In her letter to the Mayor, Roberts makes four key recommendations that she said would generate new revenue and reduce the projected budget deficit:

  1. Collection of Tax Revenue for BillboardsThe city could generate over $22 million in additional revenue, the union estimates, by collecting the proper fees on billboards both in Transit Authority parcels, which are sub-licensed to third parties, as well as an increased collection of revenue for under-assessed or un-reported billboards in the Real Property Income Expense Statements.

  2. Increased Collection of Tax Revenue for Cell Phone Antennas – Throughout the city there are approximately 9,000 cell sites. According to the New York City Tax roll for FY 2009, the Department of Finance collected taxes for only 3,300 antennas. DC 37 estimates that more than 30% of the cell phone antennas are not being taxed. Each antenna could bring to the city between $7,000 and $10,000 per year. The union estimates that this would generate between $19 - $27 million in additional taxes and fees.  

    Under Local Law 99 (2005), the Department of Buildings must maintain a list of permits issued for the erection or placement of call antennas. More than 4,800 permits have been filed since the law was implemented.

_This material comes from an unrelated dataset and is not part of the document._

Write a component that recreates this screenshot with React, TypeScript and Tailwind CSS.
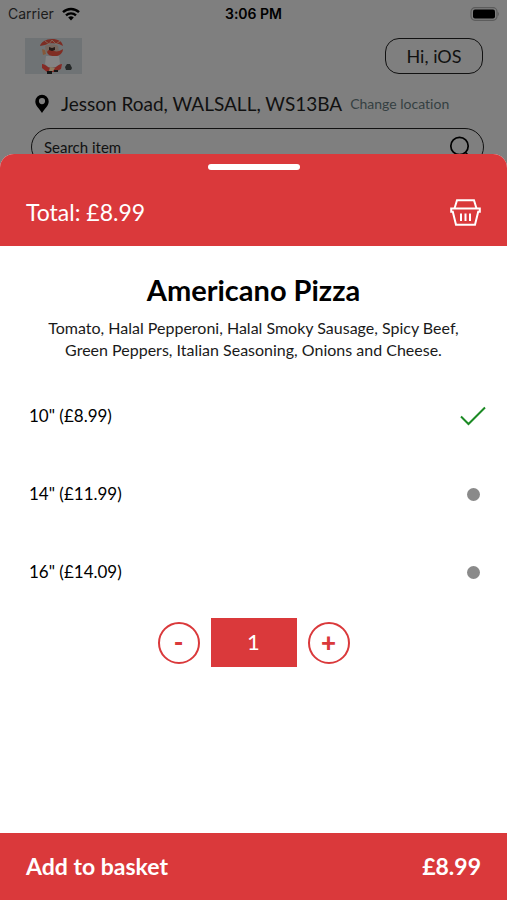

  3. Reduction of Improper Property Tax Exemptions – The assessed value of property tax exemptions has more than doubled since FY 2001, zooming from $18 billion to $39 billions. Yet, during that same period, the number of property parcels has remained relatively flat (14.024 to 15,393). The largest hike in tax-exempt properties has been in the category of charitable organizations, many of which have been continued in error when owners of for-profit institutions purchased parcels from non-profit organizations or religious institutions. One reason for the decrease in tax collection is the fact that the seven city tax assessors responsible for monitoring and verifying the accuracy of the exemptions have all been laid-off or removed from the process. Corrections in this exemption process could generate over $173 million in property tax revenue for the city

  4. Voluntary Contract-Rate Reduction Program – The sharpest increase in the rates for city contracts is in the area of personnel, professional and consultant services. Between FY’05 and FY ’10 the rates for this category of contracts increased by an average of 79% (or 15% per year.)

“It is a matter of fairness and equity that the private contractors, who have often received no-bid contracts from the city and who have profited enormously over the last five years, now share the pain,” Roberts said explaining the union’s proposal that the city implement a 15% voluntary contract rate reduction similar to one implemented in Chicago and Los Angeles.

“Our calculations show that for FY’11, this would save over $318 million in the cost of contracting-out that we have shown, in previous reports, has ballooned to $9.5 billion. The recommendations offered in this recent letter to Mayor Bloomberg represent the tip of the iceberg but we strongly believe that the city should focus on generating revenue and stop targeting public employees jobs, pensions, benefits and the vital services they provide to New Yorkers who need them now more than ever.” 

 

District Council 37 is New York City’s largest public employee union, with 125,000 members and 50,000 retirees.